Jota’s Absence, Ever Present
There’s been a lot said in the past week, and rightly so. Diogo Jota was not just a gifted footballer, he was one of our own. You knew when he pulled on the shirt, he believed in it, lived for it. He played with a controlled intensity, always ready to press, always ready to finish. He was relentless without ever shouting about it. Just a proper player.
It is hard to put into words what it means for him and his brother to be taken so suddenly. No pre-season training plan prepares a squad for that. No tactical session can solve the ache it leaves behind.
And so Sunday becomes something else entirely. A game that must be played, yes, but also something softer. Something reflective. It becomes a moment of shared space, where fans and players alike can be close to the memory of someone who mattered.
This will not feel like a normal match because it shouldn’t. I expect a strange atmosphere, a heavy silence before the kick-off, and probably a few tears. I know I’ll be watching. I suspect many who normally wouldn’t bother with a televised friendly will be watching too. ITV1 is broadcasting it, and I think the audience will be vast. Not because of the opposition, not because of the stakes, but because of the shared emotion.

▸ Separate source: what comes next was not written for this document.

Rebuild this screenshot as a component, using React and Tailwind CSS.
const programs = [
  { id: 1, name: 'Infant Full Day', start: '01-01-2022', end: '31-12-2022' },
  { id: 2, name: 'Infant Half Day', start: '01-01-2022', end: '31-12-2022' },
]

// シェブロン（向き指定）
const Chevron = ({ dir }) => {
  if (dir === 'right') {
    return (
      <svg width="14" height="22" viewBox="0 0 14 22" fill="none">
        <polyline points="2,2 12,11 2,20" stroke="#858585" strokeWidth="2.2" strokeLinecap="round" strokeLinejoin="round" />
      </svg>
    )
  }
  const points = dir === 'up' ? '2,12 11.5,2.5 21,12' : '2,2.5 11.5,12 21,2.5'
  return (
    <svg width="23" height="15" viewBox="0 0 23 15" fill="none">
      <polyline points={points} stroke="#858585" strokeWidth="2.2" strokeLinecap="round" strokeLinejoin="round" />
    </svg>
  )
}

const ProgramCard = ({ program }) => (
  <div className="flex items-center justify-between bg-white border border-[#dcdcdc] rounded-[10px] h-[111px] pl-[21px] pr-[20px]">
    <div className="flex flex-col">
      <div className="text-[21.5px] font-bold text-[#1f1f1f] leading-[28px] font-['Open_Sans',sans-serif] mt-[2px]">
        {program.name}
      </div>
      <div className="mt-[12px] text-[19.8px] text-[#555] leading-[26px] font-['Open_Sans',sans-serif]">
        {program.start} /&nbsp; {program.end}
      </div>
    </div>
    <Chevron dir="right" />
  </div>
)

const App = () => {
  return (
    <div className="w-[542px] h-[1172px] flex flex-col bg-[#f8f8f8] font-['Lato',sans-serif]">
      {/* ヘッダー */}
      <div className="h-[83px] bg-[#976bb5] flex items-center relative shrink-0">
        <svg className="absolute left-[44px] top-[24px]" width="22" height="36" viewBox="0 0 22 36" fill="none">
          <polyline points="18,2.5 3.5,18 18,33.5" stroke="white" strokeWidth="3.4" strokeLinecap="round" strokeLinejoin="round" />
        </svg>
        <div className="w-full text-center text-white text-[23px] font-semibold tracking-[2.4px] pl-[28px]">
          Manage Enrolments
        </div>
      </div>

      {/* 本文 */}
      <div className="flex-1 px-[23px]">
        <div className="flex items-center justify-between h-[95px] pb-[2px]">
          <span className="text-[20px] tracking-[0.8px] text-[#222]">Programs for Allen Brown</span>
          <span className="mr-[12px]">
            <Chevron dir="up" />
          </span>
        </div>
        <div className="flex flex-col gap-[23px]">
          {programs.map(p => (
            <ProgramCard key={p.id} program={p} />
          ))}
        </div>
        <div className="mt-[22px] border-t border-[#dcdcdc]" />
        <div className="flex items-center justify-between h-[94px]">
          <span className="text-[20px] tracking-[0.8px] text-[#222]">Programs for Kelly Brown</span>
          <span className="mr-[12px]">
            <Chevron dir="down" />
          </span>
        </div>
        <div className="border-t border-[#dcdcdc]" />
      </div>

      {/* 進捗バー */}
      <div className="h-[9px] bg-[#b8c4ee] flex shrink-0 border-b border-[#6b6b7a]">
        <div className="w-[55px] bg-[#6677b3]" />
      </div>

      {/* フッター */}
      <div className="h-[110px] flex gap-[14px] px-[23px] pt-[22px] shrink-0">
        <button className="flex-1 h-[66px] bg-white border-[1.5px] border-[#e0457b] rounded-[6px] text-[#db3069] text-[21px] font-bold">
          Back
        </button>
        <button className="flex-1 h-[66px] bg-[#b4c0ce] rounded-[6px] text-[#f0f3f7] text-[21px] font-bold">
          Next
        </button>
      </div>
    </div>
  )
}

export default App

Preston the Setting, But Not the Story
There is football to talk about, of course. There is always football. Liverpool are playing Preston North End, just down the road, at a ground that has seen its fair share of drama over the decades but rarely under circumstances quite like this.

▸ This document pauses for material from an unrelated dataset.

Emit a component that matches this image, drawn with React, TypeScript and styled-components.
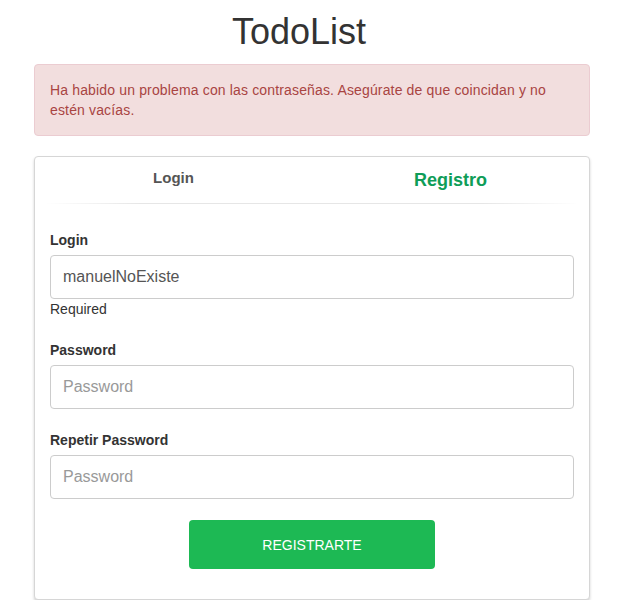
import React from "react";
import styled, { createGlobalStyle } from "styled-components";

const GlobalStyle = createGlobalStyle`
  * { box-sizing: border-box; }
  html, body { margin: 0; padding: 0; background: #fff; }
  body {
    font-family: "Liberation Sans", Helvetica, Arial, sans-serif;
    font-size: 14px;
    line-height: 20px;
    color: #333;
  }
`;

const Page = styled.div`
  width: 556px;
  margin: 0 auto;
  padding-top: 12px;
`;

const Title = styled.h1`
  margin: 0 0 12px;
  padding-right: 26px;
  font-size: 36px;
  line-height: 40px;
  font-weight: 400;
  text-align: center;
  color: #333;
`;

const Alert = styled.div`
  padding: 15px;
  border: 1px solid #ebccd1;
  border-radius: 4px;
  background: #f2dede;
  color: #a94442;
  letter-spacing: 0.15px;
  margin-bottom: 20px;
`;

const Card = styled.div`
  border: 1px solid #d6d6d6;
  border-radius: 4px;
  background: #fff;
  box-shadow: 0 2px 3px rgba(0, 0, 0, 0.18);
`;

const Tabs = styled.div`
  display: flex;
  align-items: flex-start;
  padding: 11px 0 10px;
`;

const Tab = styled.div<{ $active?: boolean }>`
  flex: 1;
  text-align: center;
  font-weight: 700;
  font-size: ${(p) => (p.$active ? "18px" : "15px")};
  line-height: ${(p) => (p.$active ? "25px" : "20px")};
  color: ${(p) => (p.$active ? "#0f9d58" : "#555")};
  cursor: pointer;
`;

const Divider = styled.div`
  height: 1px;
  margin: 0 10px;
  background: linear-gradient(
    to right,
    rgba(225, 225, 225, 0) 0%,
    #e6e6e6 18%,
    #e6e6e6 82%,
    rgba(225, 225, 225, 0) 100%
  );
`;

const Form = styled.form`
  padding: 26px 15px 30px;
  display: flex;
  flex-direction: column;
`;

const Group = styled.div`
  display: flex;
  flex-direction: column;
  margin-bottom: 21px;
`;

const Label = styled.label`
  font-weight: 700;
  margin-bottom: 5px;
  color: #333;
`;

const Input = styled.input`
  height: 44px;
  width: 100%;
  padding: 10px 12px;
  font-family: inherit;
  font-size: 16px;
  color: #555;
  border: 1px solid #ccc;
  border-radius: 4px;
  background: #fff;
  outline: none;
  &::placeholder { color: #999; }
`;

const Help = styled.div`
  color: #333;
`;

const Button = styled.button`
  align-self: center;
  width: 246px;
  height: 49px;
  border: none;
  border-radius: 4px;
  background: #1db954;
  color: #fff;
  font-family: inherit;
  font-size: 14px;
  cursor: pointer;
`;

export default function App() {
  return (
    <>
      <GlobalStyle />
      <Page>
        <Title>TodoList</Title>
        <Alert>
          Ha habido un problema con las contraseñas. Asegúrate de que coincidan y no estén vacías.
        </Alert>
        <Card>
          <Tabs>
            <Tab>Login</Tab>
            <Tab $active>Registro</Tab>
          </Tabs>
          <Divider />
          <Form onSubmit={(e) => e.preventDefault()}>
            <Group>
              <Label>Login</Label>
              <Input defaultValue="manuelNoExiste" />
              <Help>Required</Help>
            </Group>
            <Group>
              <Label>Password</Label>
              <Input type="password" placeholder="Password" />
            </Group>
            <Group>
              <Label>Repetir Password</Label>
              <Input type="password" placeholder="Password" />
            </Group>
            <Button type="submit">REGISTRARTE</Button>
          </Form>
        </Card>
      </Page>
    </>
  );
}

Arne Slot’s Liverpool will take to the field for the first time since winning the Premier League. There will be new faces. Florian Wirtz could make his debut in attacking midfield, the £116 million signing from Bayer Leverkusen poised to pull the strings between Salah and Gakpo. Chiesa may also feature, and there is a strong sense that this match will function as an early audition for many, especially the youth and those returning from loans.
Mamardashvili, another new name, is expected in goal. The Georgian has waited over a year for this moment after his transfer last summer. He may be shielded by a back four including Jeremie Frimpong, Milos Kerkez, Joe Gomez and the captain, Virgil van Dijk.
There is competition in every area. Not just for places, but for purpose. This match is a start, a way to regain sharpness and cohesion. But it is more than that. These players will be looking to connect with something again, to find their rhythm amid the sorrow.
For Preston, it is a chance to test themselves against champions. But even they will know they are playing a team still grieving. And that changes everything.
Grief Within a Club That Always Remembers
Liverpool are a club built on memory. We don’t forget. Not the good, not the bad. This is a place where names live long beyond their last kick or chant. And while Jota’s story was still being written, it will now live differently in the minds of the supporters.
There’s a temptation in sport to rush past things. To turn every tragedy into a cliché, to say the player would want us to carry on, to make every loss a rallying cry. But this doesn’t feel like that. It feels slower. More human.
Because the reality is that grieving takes time, and the people closest to Jota will need months, not minutes. This match won’t bring closure. But it may offer something smaller, something quieter. A start.
The manager, Arne Slot, has handled this with remarkable calm. His public statements have been restrained, thoughtful, and dignified. He’s avoided spectacle, and that’s precisely what was needed. In a moment like this, leadership isn’t about bold declarations; it is about knowing when to be present, when to be quiet, and when to let others feel what they need to feel.
Slot had already won over the supporters with his football. But this week, he has shown another side. One that suggests he understands the weight of the shirt he now manages.
Looking Ahead With Our Eyes Still Behind Us
It may feel strange to think about transfers now, or to look ahead to the Community Shield or the Premier League opener. But that is what football requires. It keeps moving.
And yes, Diogo Jota would have wanted that. That’s not something we say to ease the grief. It’s simply true. He was a football obsessive. He loved the game. You could see it in every touch, every celebration. He would want his teammates to keep going, to push for another title, to honour his memory by being the best version of themselves.
There are still gaps in this squad. No obvious replacement for Jota’s versatility. No clarity yet on Konate, Elliott, Nunez or Díaz. The market will be busy. The decisions that need to be made won't wait, and the Preston match will act as the beginning of that evaluation.
But it will all feel secondary. Every sprint will still be coloured by the loss. Every goal will echo slightly with what is no longer there. Football cannot solve grief. But sometimes, just sometimes, it can help shape it. Give it structure. Give it somewhere to live.
At Deepdale, there will be tributes. There will be minutes of silence or applause. There may be banners and songs. But most of all, there will be presence. The presence of people who care. Fans. Players. Staff. All trying, in their own ways, to make sense of something that makes no sense at all.
It will be a match. But not like others. It will matter. But not in the usual ways.
As Liverpool play Preston, they do so with Jota in their hearts. And it will be the first of many times that happens in the season to come.